Thanks @zabrane for reporting this issue.

It motivated me to figure out ex_doc style documentation, which is huge improvement over edoc. It is now published at erlperf v2.2.0 — Documentation as a part of larger 2.2.0 update bringing new features (e.g. more statistics reported) and bugfixes.

3 Likes

@max-au we switched to v2.2.0 this morning and while reading the new doc, a colleague pointed out this: the pg2 join/leave test is showing a x45 slowdown. Were the two tests performed on two different machines? Is it because the -i option?

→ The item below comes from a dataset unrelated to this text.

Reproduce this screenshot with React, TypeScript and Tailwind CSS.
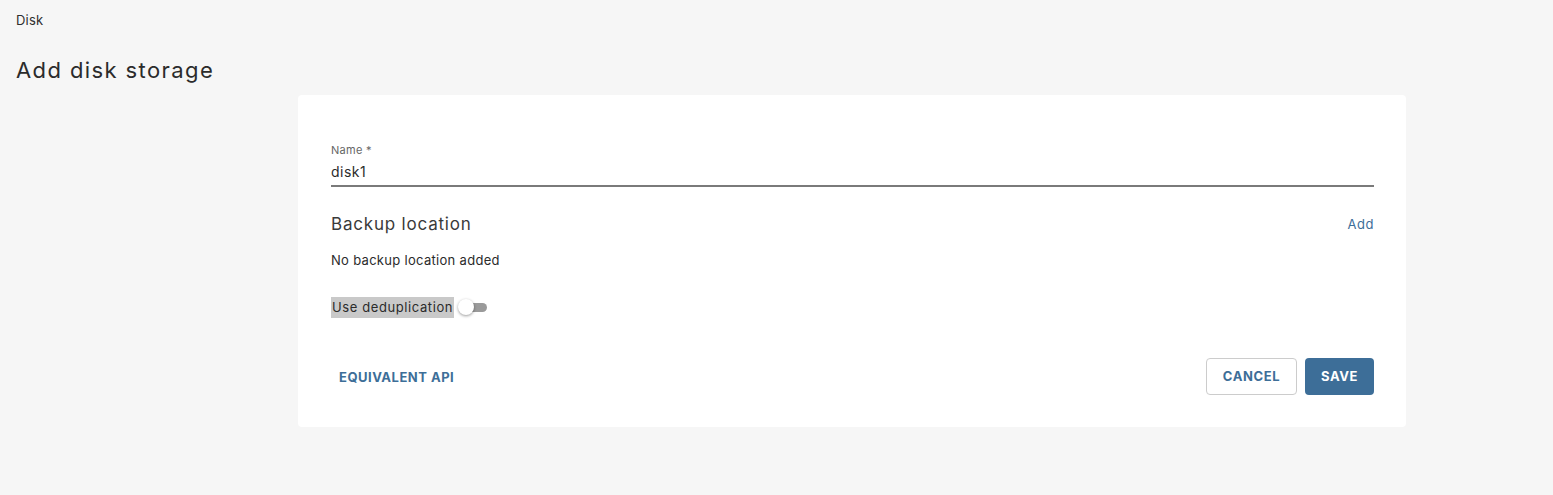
import React from "react";

export default function App() {
  return (
    <div
      className="min-h-[495px] w-full bg-[#f6f6f6] text-[#2b2b2b]"
      style={{ fontFamily: "Inter, 'Noto Sans', sans-serif" }}
    >
      <div className="px-4 pt-[12px]">
        <div className="text-[13px] leading-[16px] tracking-[0.2px] text-[#2f2f2f]">Disk</div>
        <h1 className="mt-[28px] text-[22px] font-normal leading-[28px] tracking-[1.4px] text-[#2b2b2b]">
          Add disk storage
        </h1>
      </div>
      <div className="mt-[11px] flex">
        <div className="ml-[298px] w-[1108px] rounded-[4px] bg-white pb-[32px] pl-[33px] pr-[32px] pt-[48px]">
          <div>
            <label className="block text-[11px] leading-[14px] tracking-[0.3px] text-[#666]">Name *</label>
            <div className="mt-[6px] border-b-2 border-[#7a7a7a] pb-[4px] text-[14px] leading-[18px] tracking-[0.5px] text-[#2b2b2b]">
              disk1
            </div>
          </div>
          <div className="mt-[26px] flex items-center justify-between">
            <div className="text-[17px] leading-[22px] tracking-[0.8px] text-[#3a3a3a]">Backup location</div>
            <button className="text-[13px] leading-[18px] tracking-[0.5px] text-[#3d6e98]">Add</button>
          </div>
          <div className="mt-[16px] text-[13px] leading-[18px] tracking-[0.3px] text-[#2b2b2b]">
            No backup location added
          </div>
          <div className="mt-[28px] flex items-center">
            <span className="bg-[#c9c9c9] px-[1px] text-[13px] leading-[21px] tracking-[0.6px] text-[#2b2b2b]">
              Use deduplication
            </span>
            <span className="relative ml-[5px] inline-block h-[9px] w-[28px] rounded-full bg-[#9a9a9a]">
              <span className="absolute left-[-1px] top-[-4px] h-[16px] w-[16px] rounded-full bg-white shadow-[0_1px_3px_rgba(0,0,0,0.4)]" />
            </span>
          </div>
          <div className="mt-[40px] flex items-center justify-between">
            <button className="ml-[8px] text-[13px] font-bold leading-[18px] tracking-[0.5px] text-[#3d6e98]">
              EQUIVALENT API
            </button>
            <div className="flex gap-[8px]">
              <button className="h-[37px] w-[91px] rounded-[4px] border border-[#cccccc] bg-white text-[13px] font-bold tracking-[0.6px] text-[#3d6e98]">
                CANCEL
              </button>
              <button className="h-[37px] w-[69px] rounded-[4px] bg-[#3d6e98] text-[13px] font-bold tracking-[0.6px] text-white">
                SAVE
              </button>
            </div>
          </div>
        </div>
      </div>
    </div>
  );
}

Could you also please explain why the Rel column is 0% for pg2:

Rel: relative performance of this code, compared to others. Printed only when more than one runner is specified.

1 Like

Yes!
Isolation option makes erlperf to start an extra Erlang VM instance. So the second invocation involves 3 Erlang nodes communicating (and I need to fix documentation, saying only about 2 nodes). You can see the names of those nodes by running epmd -names in a separate console window, while the test is running.

max-au$ epmd -names
epmd: up and running on port 4369 with data:
name peer-11-7121 at port 38417
name peer-19-7121 at port 38422
name erlperf-16-7121 at port 45541

Every pg2 operation involves taking global lock (on all 3 nodes, that is). Then an actual operation. And then it releases the lock. It is impressive for a 3-node cluster can do all that in less than 1 ms.

pg does not take any locks and therefore operates at much higher speed.

Relative speed of pg2 compares to pg is so low in that environment that it is rounded to 0% ( 241.000 iterations for pg compared to 1415 for pg2).

… I just realised that I did not document what is Ki, Mi - Kilo-iterations, Mega-iterations. Good catch, thanks.